TASK GOAL. Each line containing the word "that" needs to be copied.

MATERIAL.

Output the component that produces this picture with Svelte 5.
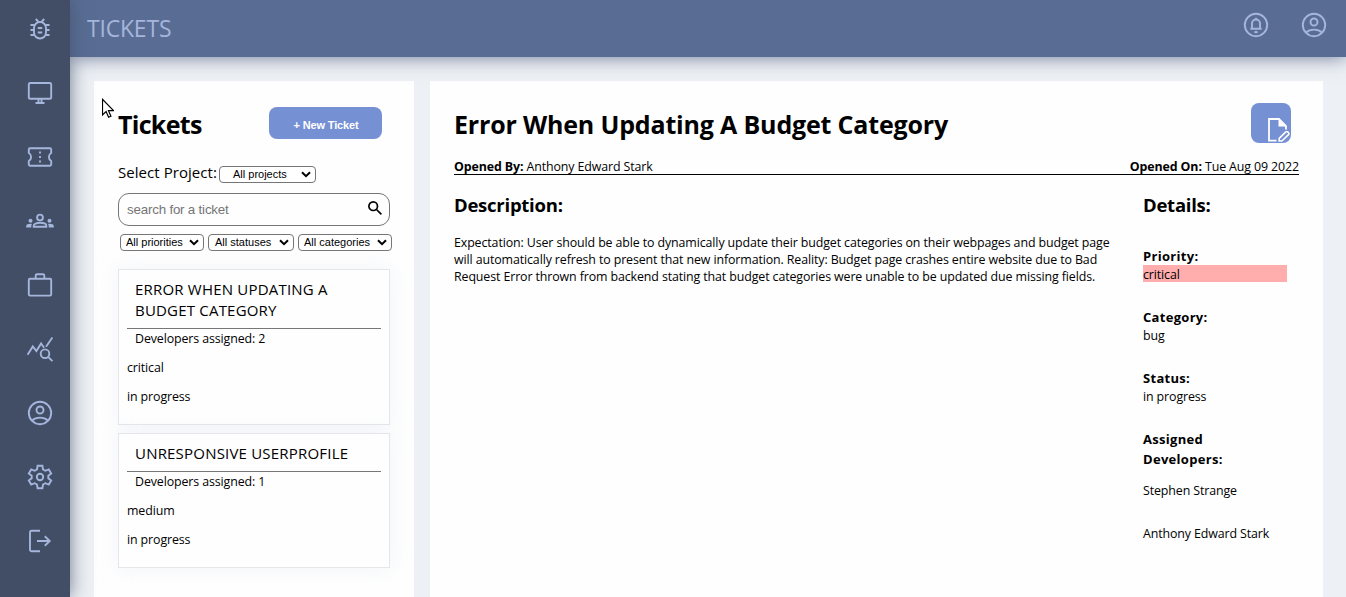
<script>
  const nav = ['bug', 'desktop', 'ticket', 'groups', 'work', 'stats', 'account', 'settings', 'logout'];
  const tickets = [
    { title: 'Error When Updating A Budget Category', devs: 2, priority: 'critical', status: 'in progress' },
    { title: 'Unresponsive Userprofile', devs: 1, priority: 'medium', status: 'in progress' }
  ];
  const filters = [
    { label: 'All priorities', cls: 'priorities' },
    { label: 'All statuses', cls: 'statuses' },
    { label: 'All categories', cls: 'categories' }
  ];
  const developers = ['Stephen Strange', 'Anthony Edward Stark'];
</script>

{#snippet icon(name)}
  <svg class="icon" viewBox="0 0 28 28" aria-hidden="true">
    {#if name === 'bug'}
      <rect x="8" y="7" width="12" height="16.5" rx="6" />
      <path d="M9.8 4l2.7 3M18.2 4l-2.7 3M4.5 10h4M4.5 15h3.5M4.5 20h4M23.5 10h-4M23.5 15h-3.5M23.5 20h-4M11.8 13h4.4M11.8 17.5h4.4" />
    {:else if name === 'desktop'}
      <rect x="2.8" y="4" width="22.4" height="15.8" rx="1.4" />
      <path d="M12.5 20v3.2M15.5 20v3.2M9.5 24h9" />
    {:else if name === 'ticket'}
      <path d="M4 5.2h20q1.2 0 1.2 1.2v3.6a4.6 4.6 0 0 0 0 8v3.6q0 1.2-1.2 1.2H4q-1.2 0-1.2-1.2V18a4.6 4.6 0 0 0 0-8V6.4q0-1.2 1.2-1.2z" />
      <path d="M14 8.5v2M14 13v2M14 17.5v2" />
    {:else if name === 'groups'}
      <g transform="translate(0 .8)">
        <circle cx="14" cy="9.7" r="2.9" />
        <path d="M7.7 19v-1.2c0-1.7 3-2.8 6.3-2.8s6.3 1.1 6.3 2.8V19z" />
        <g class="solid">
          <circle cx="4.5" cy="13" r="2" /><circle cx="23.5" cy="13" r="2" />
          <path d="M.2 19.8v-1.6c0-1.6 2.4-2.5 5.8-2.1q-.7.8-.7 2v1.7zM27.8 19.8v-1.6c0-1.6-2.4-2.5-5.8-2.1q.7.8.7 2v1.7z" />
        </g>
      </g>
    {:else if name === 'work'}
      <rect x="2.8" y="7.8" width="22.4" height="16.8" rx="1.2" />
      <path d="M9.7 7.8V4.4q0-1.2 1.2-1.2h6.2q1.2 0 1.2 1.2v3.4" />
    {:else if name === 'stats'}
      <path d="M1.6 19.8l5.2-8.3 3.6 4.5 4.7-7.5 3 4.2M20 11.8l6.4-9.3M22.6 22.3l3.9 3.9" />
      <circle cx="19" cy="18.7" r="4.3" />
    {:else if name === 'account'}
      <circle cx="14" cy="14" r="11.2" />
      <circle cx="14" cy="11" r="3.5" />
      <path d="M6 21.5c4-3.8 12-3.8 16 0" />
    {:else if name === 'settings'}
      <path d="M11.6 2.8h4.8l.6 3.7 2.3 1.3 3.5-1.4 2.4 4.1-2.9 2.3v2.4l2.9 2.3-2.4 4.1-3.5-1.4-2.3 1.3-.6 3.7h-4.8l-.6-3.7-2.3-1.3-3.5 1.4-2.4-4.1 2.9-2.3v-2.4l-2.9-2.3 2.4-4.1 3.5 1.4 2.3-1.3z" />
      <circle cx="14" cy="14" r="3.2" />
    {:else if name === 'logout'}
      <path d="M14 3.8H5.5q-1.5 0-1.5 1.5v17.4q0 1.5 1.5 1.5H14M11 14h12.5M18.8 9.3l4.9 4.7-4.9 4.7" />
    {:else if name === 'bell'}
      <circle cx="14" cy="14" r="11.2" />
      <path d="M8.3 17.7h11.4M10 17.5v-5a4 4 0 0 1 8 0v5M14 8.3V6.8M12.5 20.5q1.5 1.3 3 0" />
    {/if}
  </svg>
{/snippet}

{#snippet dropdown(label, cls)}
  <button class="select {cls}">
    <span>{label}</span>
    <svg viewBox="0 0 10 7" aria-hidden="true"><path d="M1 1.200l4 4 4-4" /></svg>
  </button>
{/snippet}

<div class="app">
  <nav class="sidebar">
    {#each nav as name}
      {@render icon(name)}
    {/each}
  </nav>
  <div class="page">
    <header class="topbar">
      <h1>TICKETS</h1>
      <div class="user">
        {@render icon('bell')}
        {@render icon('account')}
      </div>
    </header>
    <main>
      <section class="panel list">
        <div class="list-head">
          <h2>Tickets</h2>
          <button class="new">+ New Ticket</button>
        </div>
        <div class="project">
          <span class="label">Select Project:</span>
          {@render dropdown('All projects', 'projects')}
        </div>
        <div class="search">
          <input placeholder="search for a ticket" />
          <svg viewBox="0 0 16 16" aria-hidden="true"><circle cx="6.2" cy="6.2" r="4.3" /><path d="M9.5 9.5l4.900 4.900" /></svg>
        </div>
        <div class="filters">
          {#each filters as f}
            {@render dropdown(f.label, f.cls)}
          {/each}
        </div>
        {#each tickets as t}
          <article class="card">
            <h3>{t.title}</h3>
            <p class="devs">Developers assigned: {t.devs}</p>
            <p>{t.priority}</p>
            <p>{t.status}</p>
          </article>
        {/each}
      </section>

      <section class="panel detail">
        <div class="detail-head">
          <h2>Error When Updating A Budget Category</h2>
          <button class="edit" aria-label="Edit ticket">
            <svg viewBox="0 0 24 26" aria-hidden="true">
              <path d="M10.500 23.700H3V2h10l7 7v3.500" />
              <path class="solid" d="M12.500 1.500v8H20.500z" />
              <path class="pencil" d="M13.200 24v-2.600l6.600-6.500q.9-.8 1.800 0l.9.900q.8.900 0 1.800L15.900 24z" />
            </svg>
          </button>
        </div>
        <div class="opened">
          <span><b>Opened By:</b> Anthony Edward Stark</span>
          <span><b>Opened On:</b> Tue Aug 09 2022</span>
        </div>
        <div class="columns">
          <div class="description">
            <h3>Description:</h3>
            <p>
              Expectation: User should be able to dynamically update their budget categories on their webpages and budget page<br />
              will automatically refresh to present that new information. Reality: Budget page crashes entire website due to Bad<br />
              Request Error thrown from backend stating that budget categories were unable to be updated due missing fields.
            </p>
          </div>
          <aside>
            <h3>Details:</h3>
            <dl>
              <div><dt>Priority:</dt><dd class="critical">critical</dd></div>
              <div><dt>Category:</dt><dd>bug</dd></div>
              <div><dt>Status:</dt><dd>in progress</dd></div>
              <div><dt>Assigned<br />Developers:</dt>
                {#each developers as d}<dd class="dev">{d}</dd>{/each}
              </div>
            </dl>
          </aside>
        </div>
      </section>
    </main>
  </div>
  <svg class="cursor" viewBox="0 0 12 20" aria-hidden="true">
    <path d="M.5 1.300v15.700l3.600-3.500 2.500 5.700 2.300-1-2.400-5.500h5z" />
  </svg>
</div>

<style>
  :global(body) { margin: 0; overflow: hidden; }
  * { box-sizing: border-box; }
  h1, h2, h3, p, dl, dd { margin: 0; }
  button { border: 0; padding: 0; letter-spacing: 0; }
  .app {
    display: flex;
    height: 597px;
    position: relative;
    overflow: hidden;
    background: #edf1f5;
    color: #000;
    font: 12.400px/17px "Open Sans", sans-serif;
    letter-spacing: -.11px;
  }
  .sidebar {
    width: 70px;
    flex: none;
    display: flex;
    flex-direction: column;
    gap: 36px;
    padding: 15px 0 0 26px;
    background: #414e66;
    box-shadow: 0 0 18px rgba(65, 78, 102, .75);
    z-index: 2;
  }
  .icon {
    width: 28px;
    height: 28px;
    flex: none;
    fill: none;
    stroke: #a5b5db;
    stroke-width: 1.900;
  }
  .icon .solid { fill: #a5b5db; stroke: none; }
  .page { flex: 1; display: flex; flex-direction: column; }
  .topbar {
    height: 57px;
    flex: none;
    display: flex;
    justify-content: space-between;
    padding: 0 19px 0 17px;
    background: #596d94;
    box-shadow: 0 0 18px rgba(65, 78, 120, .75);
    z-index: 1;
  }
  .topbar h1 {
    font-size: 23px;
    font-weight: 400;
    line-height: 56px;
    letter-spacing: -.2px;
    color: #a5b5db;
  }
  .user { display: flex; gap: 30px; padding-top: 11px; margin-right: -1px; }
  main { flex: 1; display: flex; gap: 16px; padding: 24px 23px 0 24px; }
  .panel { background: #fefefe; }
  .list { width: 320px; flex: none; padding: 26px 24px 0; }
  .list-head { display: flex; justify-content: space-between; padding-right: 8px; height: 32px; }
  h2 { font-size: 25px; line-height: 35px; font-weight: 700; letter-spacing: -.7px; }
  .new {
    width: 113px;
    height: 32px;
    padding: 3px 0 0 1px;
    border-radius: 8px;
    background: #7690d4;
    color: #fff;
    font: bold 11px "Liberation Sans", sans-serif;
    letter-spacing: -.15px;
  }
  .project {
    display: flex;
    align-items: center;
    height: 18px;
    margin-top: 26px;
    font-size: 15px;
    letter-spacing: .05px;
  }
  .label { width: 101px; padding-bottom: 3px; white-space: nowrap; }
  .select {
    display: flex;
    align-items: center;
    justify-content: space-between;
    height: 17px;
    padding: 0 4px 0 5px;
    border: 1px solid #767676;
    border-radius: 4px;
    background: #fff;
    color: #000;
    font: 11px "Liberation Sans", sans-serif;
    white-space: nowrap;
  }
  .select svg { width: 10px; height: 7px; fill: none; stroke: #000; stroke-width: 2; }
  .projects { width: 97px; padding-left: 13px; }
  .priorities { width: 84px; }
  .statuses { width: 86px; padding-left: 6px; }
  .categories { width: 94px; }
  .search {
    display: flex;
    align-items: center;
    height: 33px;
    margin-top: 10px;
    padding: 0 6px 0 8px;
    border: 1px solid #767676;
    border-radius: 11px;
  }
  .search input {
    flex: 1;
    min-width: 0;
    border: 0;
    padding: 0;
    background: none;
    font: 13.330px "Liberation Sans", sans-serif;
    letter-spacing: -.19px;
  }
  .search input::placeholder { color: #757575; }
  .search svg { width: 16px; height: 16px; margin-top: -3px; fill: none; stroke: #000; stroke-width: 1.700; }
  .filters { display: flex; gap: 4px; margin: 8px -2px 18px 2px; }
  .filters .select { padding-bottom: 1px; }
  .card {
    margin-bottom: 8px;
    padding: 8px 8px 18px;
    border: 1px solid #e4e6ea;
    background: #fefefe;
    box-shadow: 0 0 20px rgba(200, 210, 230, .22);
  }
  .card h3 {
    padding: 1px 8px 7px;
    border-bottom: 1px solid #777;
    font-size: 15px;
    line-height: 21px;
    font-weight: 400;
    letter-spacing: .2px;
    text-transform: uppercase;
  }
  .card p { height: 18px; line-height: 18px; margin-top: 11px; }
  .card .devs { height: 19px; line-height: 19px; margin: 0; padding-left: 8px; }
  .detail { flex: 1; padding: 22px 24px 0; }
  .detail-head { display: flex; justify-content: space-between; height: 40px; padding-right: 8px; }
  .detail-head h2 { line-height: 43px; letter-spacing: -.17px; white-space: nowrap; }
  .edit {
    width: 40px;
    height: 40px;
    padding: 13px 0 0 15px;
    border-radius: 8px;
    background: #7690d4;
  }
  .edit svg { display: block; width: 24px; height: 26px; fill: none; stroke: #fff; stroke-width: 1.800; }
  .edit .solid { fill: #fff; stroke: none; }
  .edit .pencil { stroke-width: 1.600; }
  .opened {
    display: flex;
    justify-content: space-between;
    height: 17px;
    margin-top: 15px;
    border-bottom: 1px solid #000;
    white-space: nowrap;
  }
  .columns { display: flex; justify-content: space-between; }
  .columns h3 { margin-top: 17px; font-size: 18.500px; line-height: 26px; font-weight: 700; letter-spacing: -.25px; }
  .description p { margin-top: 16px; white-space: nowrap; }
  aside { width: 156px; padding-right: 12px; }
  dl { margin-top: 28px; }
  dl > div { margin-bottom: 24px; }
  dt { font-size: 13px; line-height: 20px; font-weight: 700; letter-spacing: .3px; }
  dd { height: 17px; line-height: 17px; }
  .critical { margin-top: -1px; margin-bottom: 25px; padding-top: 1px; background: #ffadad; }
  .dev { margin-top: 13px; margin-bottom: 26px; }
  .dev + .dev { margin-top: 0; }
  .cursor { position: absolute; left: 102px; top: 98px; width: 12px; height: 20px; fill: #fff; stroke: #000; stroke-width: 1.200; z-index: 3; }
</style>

ANSWER IN FULL.
Output the component that produces this picture with Svelte 5.
              will automatically refresh to present that new information. Reality: Budget page crashes entire website due to Bad<br />
              Request Error thrown from backend stating that budget categories were unable to be updated due missing fields.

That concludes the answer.